Around 33,000 deaths may have been prevented over a decade if doctors followed appropriate heart attack after-care guidelines, according to a study.

The study, funded by the British Heart Foundation, looked at 13 treatments recommended for patients who suffered a NSTEMI, the most common type of heart attack where the blood flow to the heart is partially blocked.

They found that for patients treated across 247 hospitals in England and Wales between 2003 and 2013, nearly 90% did not receive at least one of the interventions they should have been given.

Advice to stop smoking, a rehabilitation programme to improve patients’ diet, and the prescription of statin drugs to reduce cholesterol were among missed treatments that would have given patients the best chance of survival.

Other frequently missed interventions included the prescription of an anti-blood clotting drug known as a P2Y12 inhibitor.

“If all eligible patients in the study had received optimal care at the time of guideline publication, then 32,765 deaths may have been prevented,” said researchers from the University of Leeds and University College London.

Dr Chris Gale, associate professor of cardiovascular health sciences at the Leeds Institute of Cardiovascular and Metabolic Medicine, said: “What we’ve highlighted here is the unacceptable deficit in the care being given to people after they’ve had an NSTEMI heart attack.

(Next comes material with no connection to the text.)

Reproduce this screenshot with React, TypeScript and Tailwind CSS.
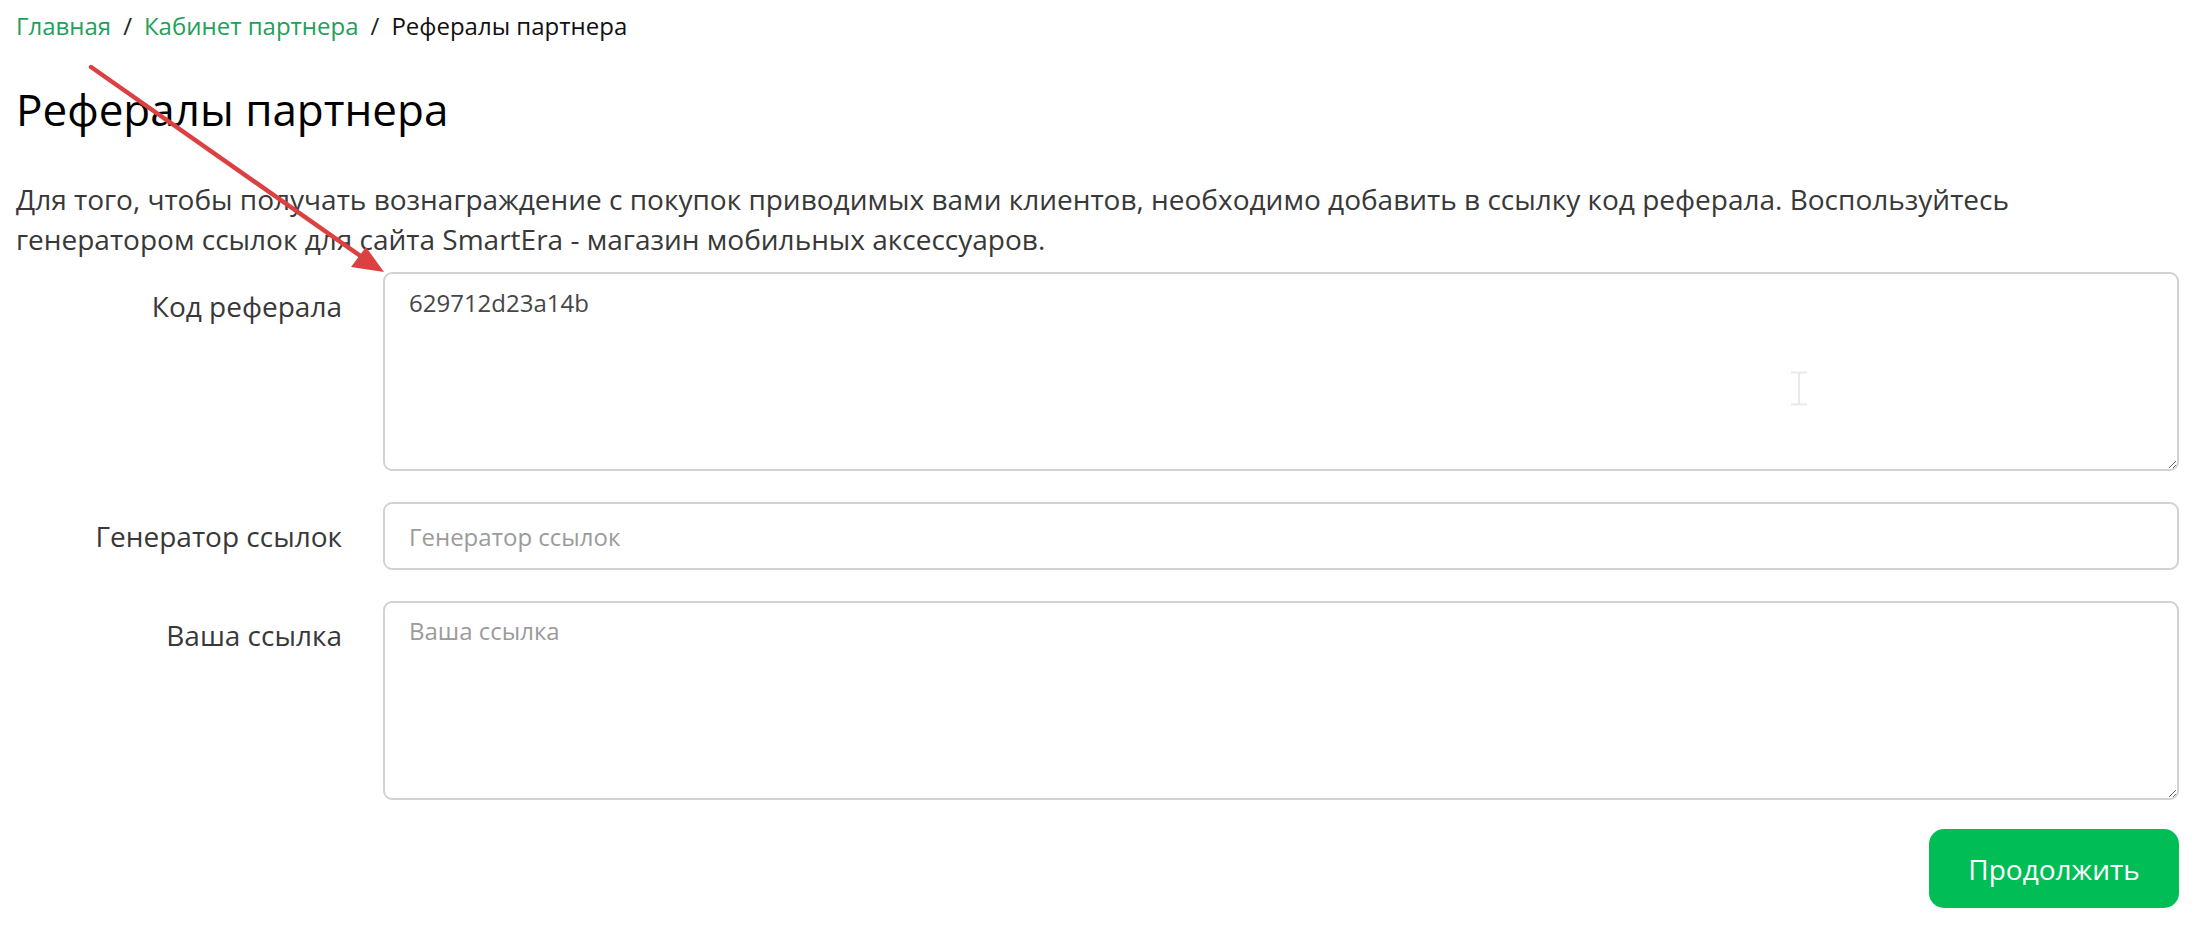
import React from "react"

// ============================================================================
// FORM ROW
// ============================================================================

interface RowProps {
  label: string
  children: React.ReactNode
}

function FormRow({ label, children }: RowProps) {
  return (
    <div className="flex">
      <label className="w-[367px] shrink-0 pr-[41px] pt-[13px] text-right text-[28px] leading-[42px] text-[#383838]">
        {label}
      </label>
      <div className="flex-1">{children}</div>
    </div>
  )
}

const fieldClass =
  "block w-full rounded-[9px] border-2 border-[#d2d2d2] bg-white px-[24px] text-[24px] leading-[36px] text-[#464646] placeholder:text-[#9b9b9b] outline-none"

// ============================================================================
// PAGE
// ============================================================================

export default function App() {
  return (
    <div className="relative min-h-screen bg-white pl-[16px] pr-[26px] font-['Open_Sans',sans-serif]">
      {/* Breadcrumb */}
      <nav className="flex items-center pt-[8px] text-[24px] leading-[36px]">
        <a className="text-[#22a05a]">Главная</a>
        <span className="px-[12px] text-[#222]">/</span>
        <a className="text-[#22a05a]">Кабинет партнера</a>
        <span className="px-[12px] text-[#222]">/</span>
        <span className="text-[#111]">Рефералы партнера</span>
      </nav>

      {/* Header */}
      <h1 className="mt-[39px] text-[44px] font-normal leading-[53px] text-black">Рефералы партнера</h1>
      <p className="mt-[43px] text-[28px] leading-[40px] text-[#383838]">
        Для того, чтобы получать вознаграждение с покупок приводимых вами клиентов, необходимо добавить в ссылку код
        реферала. Воспользуйтесь
        <br />
        генератором ссылок для сайта SmartEra - магазин мобильных аксессуаров.
      </p>

      {/* Form */}
      <form className="mt-[13px] flex flex-col gap-[31px]">
        <FormRow label="Код реферала">
          <textarea className={`${fieldClass} h-[199px] pt-[11px]`} defaultValue="629712d23a14b" />
        </FormRow>
        <FormRow label="Генератор ссылок">
          <input className={`${fieldClass} h-[68px] py-[14px]`} placeholder="Генератор ссылок" />
        </FormRow>
        <FormRow label="Ваша ссылка">
          <textarea className={`${fieldClass} h-[199px] pt-[10px]`} placeholder="Ваша ссылка" />
        </FormRow>
      </form>

      <div className="mt-[29px] flex justify-end">
        <button className="h-[79px] w-[250px] rounded-[15px] bg-[#00bd56] text-[28px] text-white">Продолжить</button>
      </div>

      {/* Annotation arrow */}
      <svg className="pointer-events-none absolute left-0 top-0" width="420" height="300" viewBox="0 0 420 300">
        <line x1="91" y1="67" x2="362" y2="257" stroke="#dd4040" strokeWidth="4.5" strokeLinecap="round" />
        <polygon points="384,272 351,267 366,247" fill="#dd4040" />
      </svg>

      {/* Text cursor */}
      <svg className="pointer-events-none absolute left-[1788px] top-[371px]" width="22" height="35" viewBox="0 0 22 35">
        <path d="M3 1.5h6M13 1.5h6M11 3v29M3 33.5h6M13 33.5h6M9 1.5c1.5 0 2 .8 2 1.5 0-.7.5-1.5 2-1.5M9 33.5c1.5 0 2-.8 2-1.5 0 .7.5 1.5 2 1.5" stroke="#e9e9e9" strokeWidth="2" fill="none" />
      </svg>
    </div>
  )
}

“We calculate that roughly one patient per month per hospital in England and Wales is losing their life as a direct consequence of this deficit.

“The good news is that now we’ve identified the problem, we can certainly fix it. Simple interventions, such as prescribing statins, are being missed, and this is resulting in loss of life.”

The results of the study have been published in the European Heart Journal: Acute Cardiovascular Care.